There are a few features of Live Sports that are different from usual Twitter functionality:

  • Non-Twitter users can watch a live stream without creating a Twitter account.
  • Twitter live streams are not embeddable, meaning that you can’t live-stream the NFL from your site using an embed code.
  • Tweets are hashtagged automatically, so that the conversation is preserved in the context of the event.

Not that any of these adjustments are unexpected, but expect a different functionality in this feature than you’re usually accustomed to with Twitter. This means that communication and marketing professionals can expect a certain level of novice with some Live Sports users than with a typical Twitter user.

4. Why Twitter couldn’t do this with Periscopelive-streaming-sports

You may wonder why Twitter didn’t simply use its Periscope property for live streaming. While this might make sense at a certain level, from a brand perspective it was probably necessary to make this a Twitter feature. Here’s a speculative rundown of why Periscope isn’t handling sports live streaming.

  • Twitter wants to boost users and revenue. It stands to reason that live streaming on the platform is a way to encourage more people to sign up, and by generating tweets as conversation around the events this helps people to understand and use the platform easily.
  • General awareness of Periscope is far less than awareness of Twitter. Most people don’t use either, but they are more familiar with Twitter.
  • It would obfuscate the Periscope brand, which is intended to live-stream from mobile.

This strategy makes sense considering these. In addition, Twitter is leveraging mobile live streams on Periscope to enhance their NFL coverage, so there is some cross-promotion and integration happening as well.

For communication and marketing professionals, it is probably helpful to understand how Twitter is positioning their Live Sports feature versus Periscope, so that you can use each appropriately.

5. How far down will Twitter push the Live Sports utility?

The big question for communication and marketing professionals is how much of this functionality you will be able to use in the future. There’s reason to believe that Twitter will make hi-definition second-screen broadcasting available to all users, if precedents set by the high-accessibility of social features of Facebook Live and monetized broadcast options on YouTube are any indication.

And what if communication and marketing professionals are given access to this feature? What does this mean for interactivity of conference calls or presentations? Imagine the opportunities to interact on a second screen with clients, prospects or stakeholders in real time.

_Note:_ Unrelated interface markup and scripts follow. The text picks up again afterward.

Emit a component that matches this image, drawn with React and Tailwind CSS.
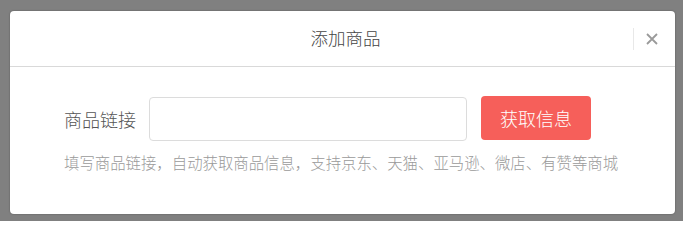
import React from 'react';

const font = { fontFamily: '"Noto Sans CJK SC", "Noto Sans", sans-serif' };

const App = () => {
  return (
    <div className="w-[683px] h-[221px] bg-[#808080] pt-[11px] pl-[10px] overflow-hidden" style={font}>
      <div className="w-[665px] h-[203px] bg-white rounded-[4px] shadow-[0_0_2px_rgba(0,0,0,0.35)]">
        <div className="relative h-[56px] border-b border-[#d9d9d9] flex items-center justify-center">
          <span className="text-[17.5px] font-light text-[#444] ml-[6px]">添加商品</span>
          <div className="absolute right-[17px] top-0 h-full flex items-center">
            <div className="w-px h-[22px] bg-[#e8e8e8] mr-[12px]" />
            <svg width="12" height="12" viewBox="0 0 12 12">
              <path d="M1 1L11 11M11 1L1 11" stroke="#9a9a9a" strokeWidth="1.8" />
            </svg>
          </div>
        </div>
        <div className="pl-[54px] pt-[30px]">
          <div className="flex items-center">
            <span className="text-[18px] font-light text-[#555] w-[85px]">商品链接</span>
            <input className="w-[318px] h-[44px] border border-[#dcdcdc] rounded-[4px] outline-none px-3" />
            <button className="ml-[14px] w-[110px] h-[44px] bg-[#f65f5a] rounded-[4px] text-white text-[18px] font-light -mt-[2px]">
              获取信息
            </button>
          </div>
          <p className="mt-[10px] text-[15.4px] font-light text-[#9a9a9a]">
            填写商品链接，自动获取商品信息，支持京东、天猫、亚马逊、微店、有赞等商城
          </p>
        </div>
      </div>
    </div>
  );
};

export default App;
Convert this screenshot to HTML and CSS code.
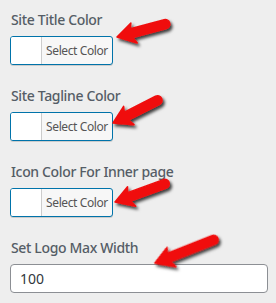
FILE: index.html
```html
<!DOCTYPE html>
<html lang="en">
<head>
<meta charset="UTF-8" />
<title>Header Settings</title>
<link rel="stylesheet" href="styles.css">
</head>
<body>
  <div class="panel">
    <div class="field">
      <label class="field-label">Site Title Color</label>
      <button class="color-btn"><span class="swatch"></span><span class="color-text">Select Color</span></button>
    </div>
    <div class="field">
      <label class="field-label">Site Tagline Color</label>
      <button class="color-btn"><span class="swatch"></span><span class="color-text">Select Color</span></button>
    </div>
    <div class="field">
      <label class="field-label">Icon Color For Inner page</label>
      <button class="color-btn"><span class="swatch"></span><span class="color-text">Select Color</span></button>
    </div>
    <div class="field">
      <label class="field-label">Set Logo Max Width</label>
      <input class="text-input" type="text" value="100">
    </div>
  </div>

  <!-- red pointer arrows drawn over the screenshot -->
  <svg class="arrows" width="276" height="303" viewBox="0 0 276 303">
    <defs>
      <filter id="shadow" x="-30%" y="-30%" width="160%" height="160%">
        <feDropShadow dx="2" dy="2.5" stdDeviation="1.4" flood-color="#000" flood-opacity="0.75"/>
      </filter>
    </defs>
    <g class="arrow" filter="url(#shadow)">
      <path transform="translate(117 37) rotate(-15)" d="M0 0 L17 -10 L15 -4.5 L50 -4.5 A4.5 4.5 0 0 1 50 4.5 L15 4.5 L18 11 Z"/>
      <path transform="translate(113 123) rotate(-27)" d="M0 0 L17 -10 L15 -4.5 L50 -4.5 A4.5 4.5 0 0 1 50 4.5 L15 4.5 L18 11 Z"/>
      <path transform="translate(115 202) rotate(-20)" d="M0 0 L17 -10 L15 -4.5 L53 -4.5 A4.5 4.5 0 0 1 53 4.5 L15 4.5 L18 11 Z"/>
      <path transform="translate(155 263) rotate(-21.6)" d="M0 0 L17 -10 L15 -4.5 L63 -4.5 A4.5 4.5 0 0 1 63 4.5 L15 4.5 L18 11 Z"/>
    </g>
  </svg>
</body>
</html>
```

FILE: styles.css
```css
body {
  margin: 0;
  background: #eeeeee;
  color: #555d66;
  font-family: "Noto Sans", "Open Sans", sans-serif;
  position: relative;
  width: 276px;
  height: 303px;
  overflow: hidden;
}
.panel {
  padding: 10px 8px 0 10px;
  display: flex;
  flex-direction: column;
}
.field {
  display: flex;
  flex-direction: column;
  align-items: flex-start;
  margin-bottom: 21px;
}
.field-label {
  font-size: 14px;
  font-weight: 500;
  letter-spacing: -0.35px;
  line-height: 20px;
  margin-bottom: 6px;
  padding-left: 1px;
}
.color-btn {
  display: flex;
  align-items: stretch;
  width: 103px;
  height: 29px;
  padding: 0;
  border: 1px solid #0073aa;
  border-radius: 3px;
  background: #f7f7f7;
  overflow: hidden;
  box-shadow: 0 1px 0 #ccc;
  font-family: inherit;
}
.swatch {
  width: 30px;
  background: #ffffff;
  border-right: 1px solid #cccccc;
}
.color-text {
  flex: 1;
  display: flex;
  align-items: center;
  justify-content: center;
  font-size: 12px;
  letter-spacing: -0.4px;
  color: #555555;
}
.text-input {
  box-sizing: border-box;
  width: 258px;
  height: 29px;
  padding: 0 9px;
  border: 1px solid #8c8f94;
  border-radius: 4px;
  background: #ffffff;
  color: #32373c;
  font-family: inherit;
  font-size: 14px;
}
.arrows {
  position: absolute;
  left: 0;
  top: 0;
  pointer-events: none;
}
.arrow path {
  fill: #f00d0d;
  stroke: #f00d0d;
  stroke-width: 1.5;
  stroke-linejoin: round;
}
```
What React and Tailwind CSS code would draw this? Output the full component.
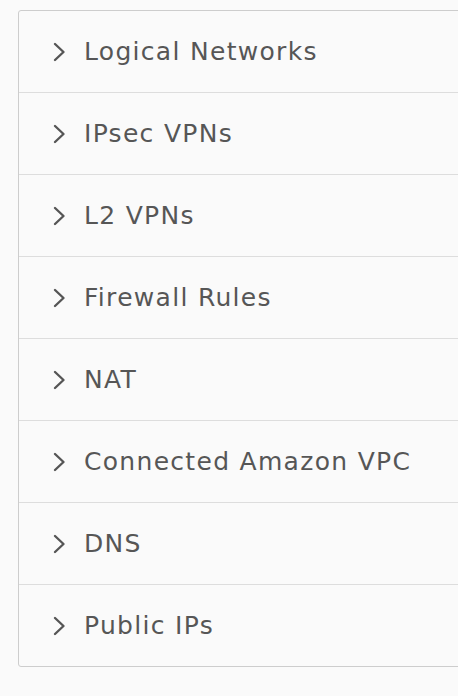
const items = [
  "Logical Networks",
  "IPsec VPNs",
  "L2 VPNs",
  "Firewall Rules",
  "NAT",
  "Connected Amazon VPC",
  "DNS",
  "Public IPs",
];

const Chevron = () => (
  <svg width="13" height="20" viewBox="0 0 13 20" className="shrink-0">
    <polyline
      points="2,2 10.5,10 2,18"
      fill="none"
      stroke="#555"
      strokeWidth="2.4"
      strokeLinecap="round"
      strokeLinejoin="round"
    />
  </svg>
);

export default function App() {
  return (
    <div className="w-[458px] h-[696px] overflow-hidden bg-[#fafafa] pt-[10px] pl-[18px]">
      <div className="w-[480px] border border-[#cdcdcd] rounded-[3px] bg-[#fafafa]">
        {items.map((label, i) => (
          <div
            key={label}
            className={`flex items-center pl-[34px] ${
              i < items.length - 1 ? "h-[82px] border-b border-[#dddddd]" : "h-[81px]"
            }`}
          >
            <Chevron />
            <span
              className="ml-[18px] text-[25px] text-[#565656] tracking-[1.3px]"
              style={{ fontFamily: "'DejaVu Sans', Lato, sans-serif" }}
            >
              {label}
            </span>
          </div>
        ))}
      </div>
    </div>
  );
}
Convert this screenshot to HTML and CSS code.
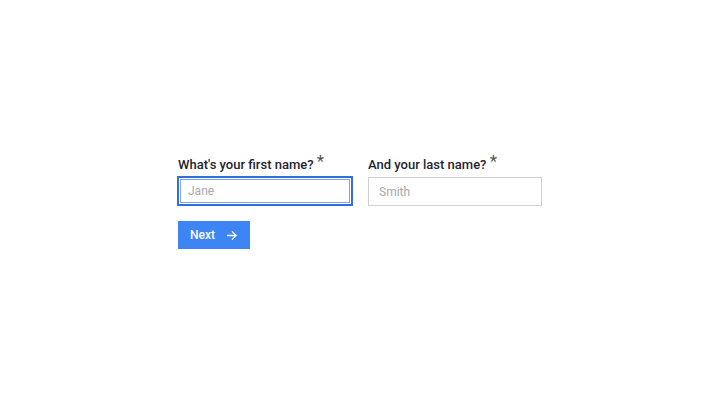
FILE: index.html
```html
<!DOCTYPE html>
<html lang="en">
<head>
    <meta charset="UTF-8">
    <meta name="viewport" content="width=device-width, initial-scale=1.0">
    <title>Your name</title>
    <link rel="stylesheet" href="styles.css">
</head>
<body>
    <div id="content">
        <form class="name-form" action="#" method="post">
            <div class="row">
                <div class="input-group">
                    <label for="firstName">What's your first name? <span class="req">*</span></label>
                    <input type="text" id="firstName" class="focused" placeholder="Jane">
                </div>
                <div class="input-group">
                    <label for="lastName">And your last name? <span class="req">*</span></label>
                    <input type="text" id="lastName" placeholder="Smith">
                </div>
            </div>
            <button type="submit">
                <span>Next</span>
                <svg width="11" height="11" viewBox="0 0 12 12" fill="none" stroke="white" stroke-width="1.4">
                    <path d="M1 6h10M6.5 1.5L11 6l-4.5 4.5"/>
                </svg>
            </button>
        </form>
    </div>
</body>
</html>
```

FILE: styles.css
```css
body {
    margin: 0;
    padding: 0;
    font-family: 'Roboto', sans-serif;
    background: #ffffff;
    height: 100vh;
    display: flex;
    flex-direction: column;
}

#content {
    flex: 1;
    display: flex;
    justify-content: center;
    align-items: center;
}

.name-form {
    display: flex;
    flex-direction: column;
    align-items: flex-start;
    margin-top: -2px;
}

.row {
    display: flex;
    gap: 15px;
}

.input-group {
    display: flex;
    flex-direction: column;
}

.input-group label {
    font-size: 13px;
    font-weight: 500;
    color: #1f2430;
    margin-bottom: 3px;
    line-height: 18px;
}

.req {
    font-size: 17px;
    font-weight: 400;
    color: #555;
    position: relative;
    top: -2px;
}

.input-group input {
    width: 174px;
    height: 29px;
    padding: 0 10px;
    border: 1px solid #d0d0d0;
    box-sizing: border-box;
    font-family: 'Roboto', sans-serif;
    font-size: 12px;
    color: #333;
    outline: none;
}

.input-group input::placeholder {
    color: #a8a8a8;
}

.input-group input.focused {
    border: 2px solid #2f6fde;
    box-shadow: inset 0 0 0 1px #ffffff, inset 0 0 0 2px #7aa6ef;
    padding: 0 9px;
    width: 176px;
    height: 30px;
    margin-left: -1px;
    margin-top: -1px;
}

button {
    margin-top: 15px;
    display: flex;
    align-items: center;
    gap: 11px;
    height: 28px;
    padding: 0 13px 0 12px;
    border: none;
    background-color: #3d84f5;
    color: white;
    font-family: 'Roboto', sans-serif;
    font-size: 12px;
    font-weight: 500;
    cursor: pointer;
}
```
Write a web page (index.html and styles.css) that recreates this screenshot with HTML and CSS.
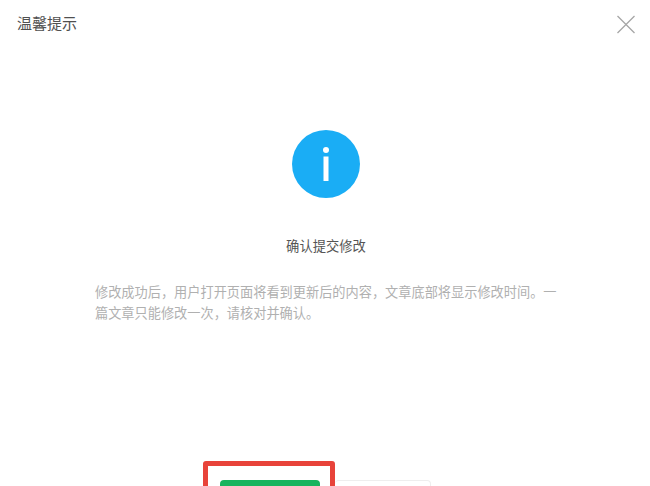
FILE: index.html
```html
<!doctype html>
<html>
<head>
  <meta charset="utf-8" />
  <meta name="viewport" content="width=device-width, initial-scale=1.0" />
  <title>温馨提示</title>
  <link rel="stylesheet" href="styles.css">
</head>
<body>
  <div class="dialog">
    <div class="dialog-head">
      <h1>温馨提示</h1>
      <svg class="close" width="20" height="20" viewBox="0 0 20 20">
        <path d="M1.5 1 L18.5 18 M18.5 1 L1.5 18" stroke="#a6a6a6" stroke-width="1.3" fill="none" />
      </svg>
    </div>

    <div class="dialog-body">
      <svg class="info-icon" width="68" height="68" viewBox="0 0 68 68">
        <circle cx="34" cy="34" r="34" fill="#1aadf5" />
        <circle cx="34" cy="20" r="3" fill="#fff" />
        <rect x="31.5" y="26.5" width="5" height="24.5" fill="#fff" />
      </svg>
      <h2>确认提交修改</h2>
      <p>修改成功后，用户打开页面将看到更新后的内容，文章底部将显示修改时间。一篇文章只能修改一次，请核对并确认。</p>
    </div>

    <div class="dialog-foot">
      <div class="highlight">
        <button class="btn btn-primary"></button>
      </div>
      <button class="btn btn-default"></button>
    </div>
  </div>
</body>
</html>
```

FILE: styles.css
```css
html, body {
  height: 100%;
}
body {
  font-family: "Liberation Sans", "Noto Sans CJK SC", sans-serif;
  background: #fff;
  margin: 0;
  overflow: hidden;
}
.dialog {
  height: 486px;
  overflow: hidden;
}
.dialog-head {
  display: flex;
  justify-content: space-between;
  align-items: flex-start;
  padding: 15px 14px 0 17px;
}
.dialog-head h1 {
  font-size: 15px;
  line-height: 18px;
  font-weight: normal;
  color: #505050;
  margin: 0;
}
.dialog-body {
  padding: 95px 93px 0 95px;
  text-align: center;
}
.info-icon {
  display: block;
  margin: 0 auto;
}
.dialog-body h2 {
  font-size: 13.3px;
  line-height: 20px;
  font-weight: normal;
  color: #555;
  margin: 39px 0 0;
}
.dialog-body p {
  font-size: 13.2px;
  line-height: 21px;
  color: #b0b0b0;
  text-align: left;
  margin: 25px -4px 0 0;
}
.dialog-foot {
  display: flex;
  align-items: flex-start;
  padding: 137px 0 0 203px;
}
.highlight {
  border: 5px solid #e8433a;
  border-radius: 3px;
  padding: 14px 10px 0 12px;
  height: 40px;
}
.btn {
  display: block;
  height: 40px;
  padding: 0;
  border-radius: 4px;
  cursor: pointer;
}
.btn-primary {
  width: 100px;
  background: #17b45e;
  border: 0;
}
.btn-default {
  width: 96px;
  margin-top: 19px;
  background: #fff;
  border: 1px solid #eee;
  border-left: 0;
}
```
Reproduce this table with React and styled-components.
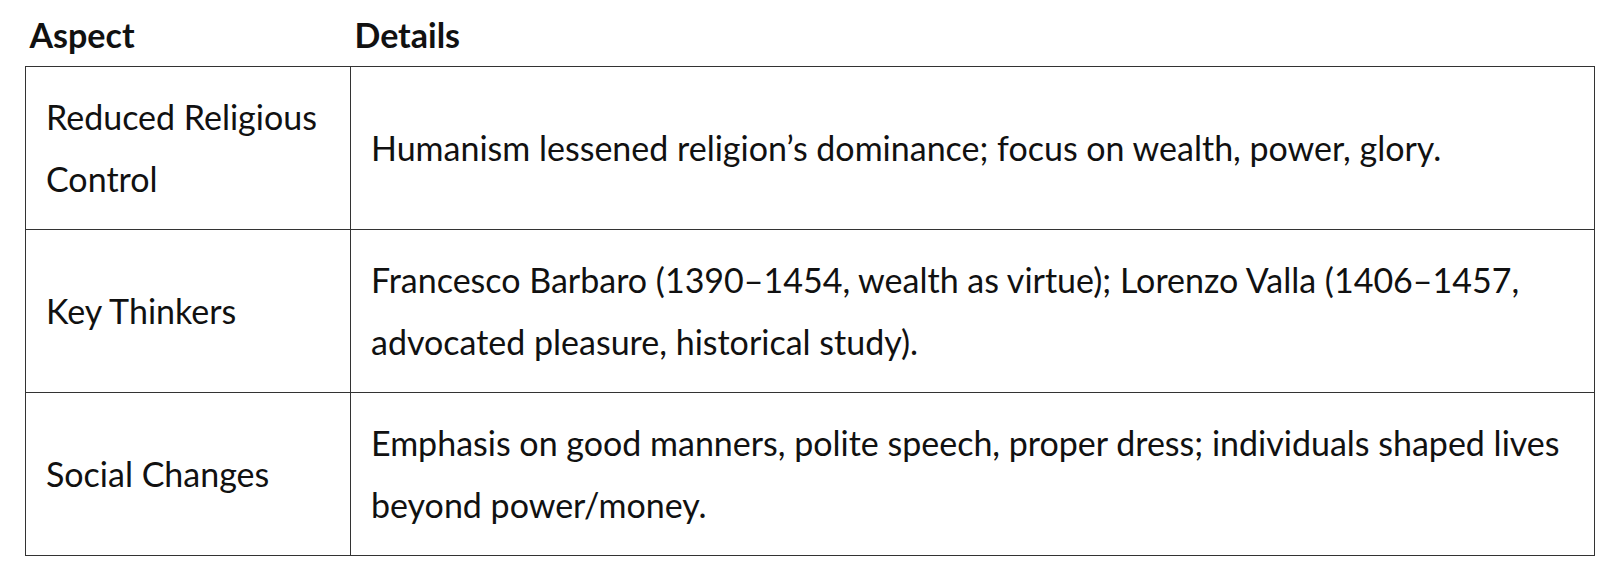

All kidding aside, what I wanted to demonstrate was that Twitter Live Sports (or whatever they end up calling it) is a unique function to Twitter, and  its content function is differentiated from Periscope. It is set to grow rapidly and (most likely) will be accessible to users at some point, and showcases Twitter’s unique “second-screen” feature in an integrated package. This may soon be another social tool for your communication and marketing plans. Perhaps it’s time to start thinking about how you would use it.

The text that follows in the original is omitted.